Savers face may hidden tax rise from today as change expected
by James Rodger · NottinghamshireLiveUnder the new Labour Party government, savers could be hit with a stealth tax following today's Budget. The Chancellor, Rachel Reeves, who is also a Labour Party MP, might extend the current freeze on income tax thresholds until 2030.
This move is expected to draw more people into the higher rate of income tax, which stands at 40 per cent. Consequently, the personal savings allowance for 2.7 million workers could be cut down to just £500.
Normally, any interest you earn is automatically paid into your savings account. If the interest exceeds the personal allowance, then some tax will be due to HMRC, which can be paid through your tax code.
The PSA also applies to income from corporate bonds, government bonds, unit trusts, open-ended investment companies, investment trusts, trust funds, and even life annuity payments. An analysis by the building society of Office for Budget Responsibility (OBR) figures suggests that savers could face a collective tax bill of over £12 billion in 2029.
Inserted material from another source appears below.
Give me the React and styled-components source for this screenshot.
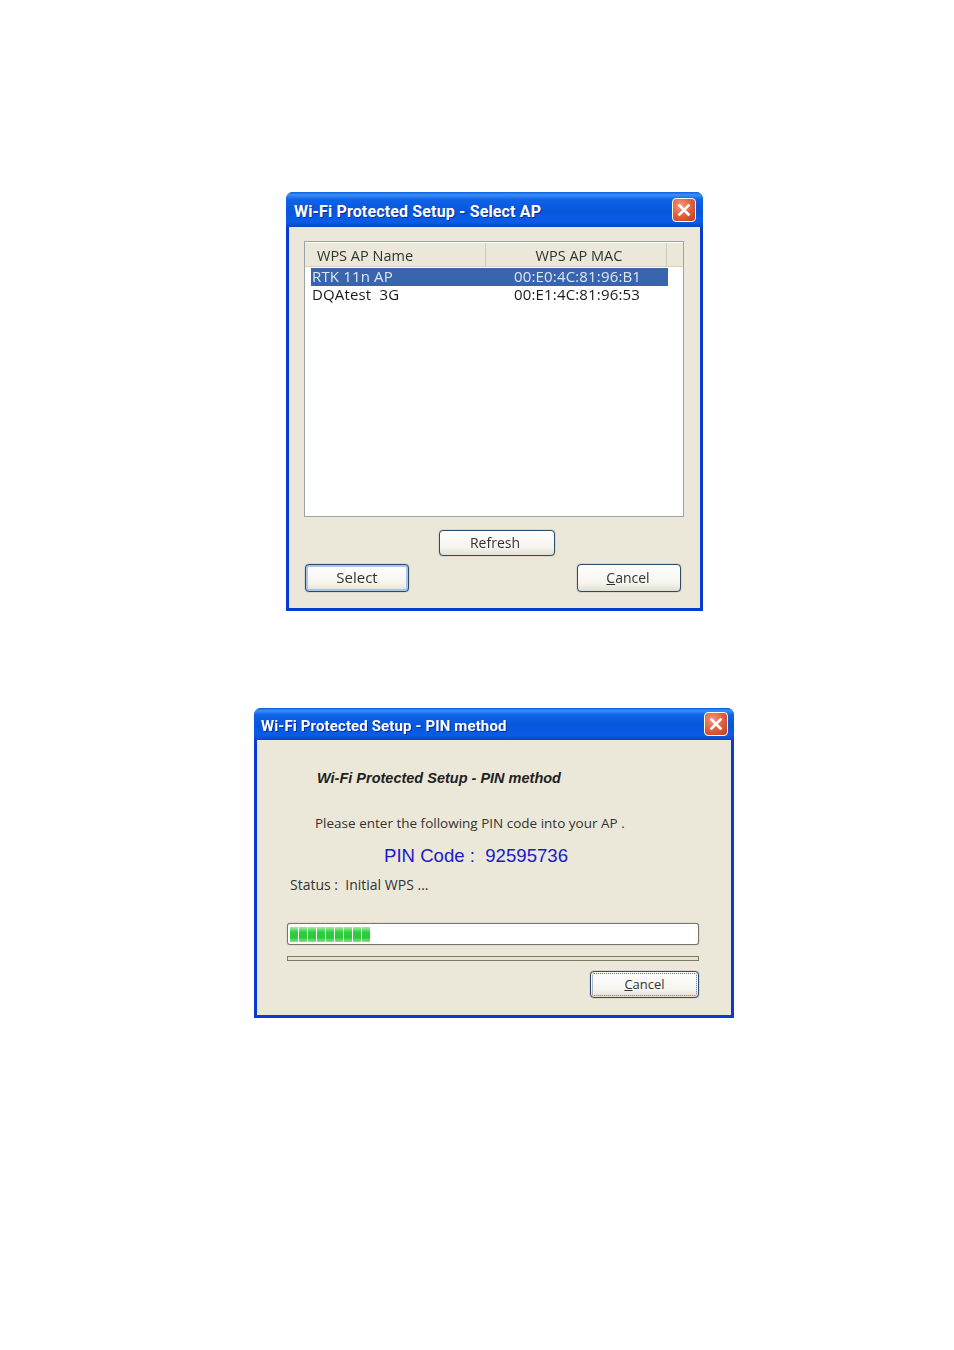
import React from "react";
import styled, { createGlobalStyle } from "styled-components";

const GlobalStyle = createGlobalStyle`
  html, body {
    margin: 0;
    padding: 0;
    background: #fff;
  }
`;

const Page = styled.div`
  width: 954px;
  height: 1350px;
  box-sizing: border-box;
  padding: 192px 0 0 35px;
  display: flex;
  flex-direction: column;
  align-items: center;
  gap: 97px;
  font-family: "Open Sans", "Liberation Sans", sans-serif;
  font-size: 14px;
  color: #222;
  filter: blur(0.3px);
`;

const Window = styled.div`
  width: ${(p) => p.$width}px;
  height: ${(p) => p.$height}px;
  margin-left: ${(p) => p.$shift || 0}px;
  box-sizing: border-box;
  display: flex;
  flex-direction: column;
  background: #0a3bd0;
  border-radius: 7px 7px 0 0;
  padding: 0 3px 3px;
`;

const TitleBar = styled.div`
  height: ${(p) => p.$height}px;
  flex: none;
  margin: 0 -3px;
  padding: 0 ${(p) => p.$closeGap}px 0 ${(p) => p.$textGap}px;
  display: flex;
  align-items: center;
  justify-content: space-between;
  border-radius: 7px 7px 0 0;
  background: linear-gradient(180deg, #0a5fe0 0%, #3a8ff5 8%, #0f62e6 22%, #0756dc 55%, #0a5ce8 85%, #0846c4 100%);
`;

const TitleText = styled.span`
  font-family: Roboto, "Liberation Sans", sans-serif;
  font-weight: 700;
  font-size: ${(p) => p.$size}px;
  letter-spacing: ${(p) => p.$spacing}px;
  color: #fff;
  text-shadow: 1px 1px 0 #0a2f9a;
  white-space: nowrap;
  padding-top: 4px;
`;

const CloseButton = styled.div`
  width: 24px;
  height: 24px;
  box-sizing: border-box;
  display: flex;
  align-items: center;
  justify-content: center;
  border: 1px solid #fff;
  border-radius: 4px;
  background: radial-gradient(circle at 35% 30%, #ee9a7e 0%, #e0603c 50%, #c23a1c 100%);
`;

const Body = styled.div`
  flex: 1;
  background: #ebe8d9;
  display: flex;
  flex-direction: column;
`;

const SelectBody = styled(Body)`
  padding: 14px 16px 16px 15px;
`;

const ListBox = styled.div`
  height: 276px;
  flex: none;
  box-sizing: border-box;
  background: #fff;
  border: 1px solid #9aa3a8;
  padding-top: 1px;
`;

const ListHeader = styled.div`
  height: 24px;
  margin-bottom: 1px;
  display: grid;
  grid-template-columns: 181px 181px 1fr;
  background: #ebe8d9;
  border-bottom: 1px solid #d6d2c2;
  box-sizing: border-box;
  font-size: 14.5px;
`;

const HeaderCell = styled.div`
  display: flex;
  align-items: center;
  justify-content: ${(p) => (p.$center ? "center" : "flex-start")};
  padding-left: ${(p) => (p.$center ? 6 : 12)}px;
  padding-top: 1px;
  border-right: ${(p) => (p.$divider ? "1px solid #cfcbba" : "none")};
  color: #333;
`;

const Row = styled.div`
  height: 18px;
  margin: 0 15px 0 6px;
  display: grid;
  grid-template-columns: 202px 1fr;
  align-items: start;
  padding-left: 1px;
  background: ${(p) => (p.$selected ? "#3a65ac" : "transparent")};
  color: ${(p) => (p.$selected ? "#dfe6f2" : "#1a1a1a")};
  font-size: 15px;
  line-height: 17px;
  white-space: pre;
`;

const NameText = styled.span`
  letter-spacing: 0.15px;
`;

const MacText = styled.span`
  letter-spacing: 0.16px;
`;

const Button = styled.div`
  width: ${(p) => p.$width}px;
  height: ${(p) => p.$height}px;
  box-sizing: border-box;
  display: flex;
  align-items: center;
  justify-content: center;
  padding: 0 ${(p) => p.$inset || 0}px 2px 0;
  border: 1px solid #2c4a6a;
  border-radius: 4px;
  background: linear-gradient(180deg, #fff 0%, #f5f4ee 70%, #e2dfd2 100%);
  box-shadow: 0 0 1px #2c4a6a ${(p) => (p.$focused ? ", inset 0 0 0 2px #a9c4ee" : "")};
  color: #333;
  font-size: ${(p) => p.$size || 14}px;
  outline: ${(p) => (p.$dotted ? "1px dotted #5a7aa8" : "none")};
  outline-offset: -3px;
`;

const CenterRow = styled.div`
  display: flex;
  justify-content: center;
  margin-top: 13px;
  padding-left: 6px;
`;

const ButtonRow = styled.div`
  display: flex;
  justify-content: space-between;
  margin-top: 8px;
  padding: 0 3px 0 1px;
`;

const PinBody = styled(Body)`
  padding: 0 32px 0 30px;
`;

const Heading = styled.div`
  margin: 29px 0 0 30px;
  font-family: "Liberation Sans", sans-serif;
  font-size: 14.5px;
  font-weight: 700;
  font-style: italic;
  line-height: 18px;
  color: #222;
`;

const Instruction = styled.div`
  margin: 27px 0 0 28px;
  font-size: 13.5px;
  line-height: 18px;
  color: #333;
`;

const PinCode = styled.div`
  margin: 13px 0 0 97px;
  font-family: "Liberation Sans", sans-serif;
  font-size: 18.6px;
  line-height: 22px;
  color: #1a1ac8;
  white-space: pre;
`;

const Status = styled.div`
  margin: 9px 0 0 3px;
  line-height: 18px;
  color: #333;
  white-space: pre;
`;

const Progress = styled.div`
  height: 22px;
  margin-top: 29px;
  box-sizing: border-box;
  display: flex;
  align-items: center;
  gap: 1px;
  padding: 0 2px;
  background: #fff;
  border: 1px solid #77766a;
  border-radius: 3px;
  box-shadow: 0 0 1px #77766a;
`;

const ProgressBlock = styled.div`
  width: 8px;
  height: 15px;
  background: linear-gradient(180deg, #a6eaa6 0%, #2fce3f 35%, #2bc83a 70%, #86e08e 100%);
`;

const Separator = styled.div`
  height: 5px;
  margin-top: 11px;
  box-sizing: border-box;
  border: 1px solid #7d7a66;
  background: #e6e3d0;
`;

const Footer = styled.div`
  display: flex;
  justify-content: flex-end;
  margin-top: 10px;
`;

const Mnemonic = styled.span`
  text-decoration: underline;
`;

function CloseIcon() {
  return (
    <svg width="14" height="14" viewBox="0 0 14 14">
      <path d="M2.5 2.5 L11.5 11.5 M11.5 2.5 L2.5 11.5" stroke="#fff" strokeWidth="2.6" strokeLinecap="square" />
    </svg>
  );
}

export default function App() {
  return (
    <Page>
      <GlobalStyle />
      <Window $width={417} $height={419}>
        <TitleBar $height={35} $closeGap={7} $textGap={8}>
          <TitleText $size={16} $spacing={0.15}>Wi-Fi Protected Setup - Select AP</TitleText>
          <CloseButton>
            <CloseIcon />
          </CloseButton>
        </TitleBar>
        <SelectBody>
          <ListBox>
            <ListHeader>
              <HeaderCell $divider>WPS AP Name</HeaderCell>
              <HeaderCell $center $divider>WPS AP MAC</HeaderCell>
              <HeaderCell />
            </ListHeader>
            <Row $selected>
              <NameText>RTK 11n AP</NameText>
              <MacText>00:E0:4C:81:96:B1</MacText>
            </Row>
            <Row>
              <NameText>DQAtest  3G</NameText>
              <MacText>00:E1:4C:81:96:53</MacText>
            </Row>
          </ListBox>
          <CenterRow>
            <Button $width={116} $height={26} $inset={4}>Refresh</Button>
          </CenterRow>
          <ButtonRow>
            <Button $width={104} $height={28} $size={15} $focused>Select</Button>
            <Button $width={104} $height={28} $inset={2}>
              <span><Mnemonic>C</Mnemonic>ancel</span>
            </Button>
          </ButtonRow>
        </SelectBody>
      </Window>

      <Window $width={480} $height={310} $shift={-1}>
        <TitleBar $height={32} $closeGap={6} $textGap={7}>
          <TitleText $size={15} $spacing={0.13}>Wi-Fi Protected Setup - PIN method</TitleText>
          <CloseButton>
            <CloseIcon />
          </CloseButton>
        </TitleBar>
        <PinBody>
          <Heading>Wi-Fi Protected Setup - PIN method</Heading>
          <Instruction>Please enter the following PIN code into your AP .</Instruction>
          <PinCode>PIN Code :  92595736</PinCode>
          <Status>Status :  Initial WPS ...</Status>
          <Progress>
            {Array.from({ length: 9 }, (_, i) => (
              <ProgressBlock key={i} />
            ))}
          </Progress>
          <Separator />
          <Footer>
            <Button $width={109} $height={27} $size={13} $dotted>
              <span><Mnemonic>C</Mnemonic>ancel</span>
            </Button>
          </Footer>
        </PinBody>
      </Window>
    </Page>
  );
}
It is estimated that 2.7 million workers would see their personal savings allowance halved from £1,000 to just £500, reports Birmingham Live.
Tom Selby, director of public policy at AJ Bell, has issued a warning to savers in light of the ongoing freeze on income tax thresholds. He advised: "This is an inevitable consequence of the deep freeze on income tax thresholds and something all savers need to be aware of. If you have significant cash savings and are likely to pay tax on your interest earnings as a result, it's worth considering putting some or all of these in a tax product like an ISA, where they can grow completely tax-free."
Meanwhile, accountancy group BDO cautioned that the Chancellor might consider imposing a cap on ISA savings, suggesting: "It's not impossible that the Chancellor could seek to impose a lifetime cap on ISA saving - perhaps set at around £500,000."
For employed individuals who exceed their personal allowance, banks will inform HMRC about the interest earned on savings accounts, with tax due paid automatically through PAYE.
Self-employed persons with interest income from non-ISA savings exceeding their Personal Savings Allowance (PSA) must ensure this is declared on their self-assessment tax return.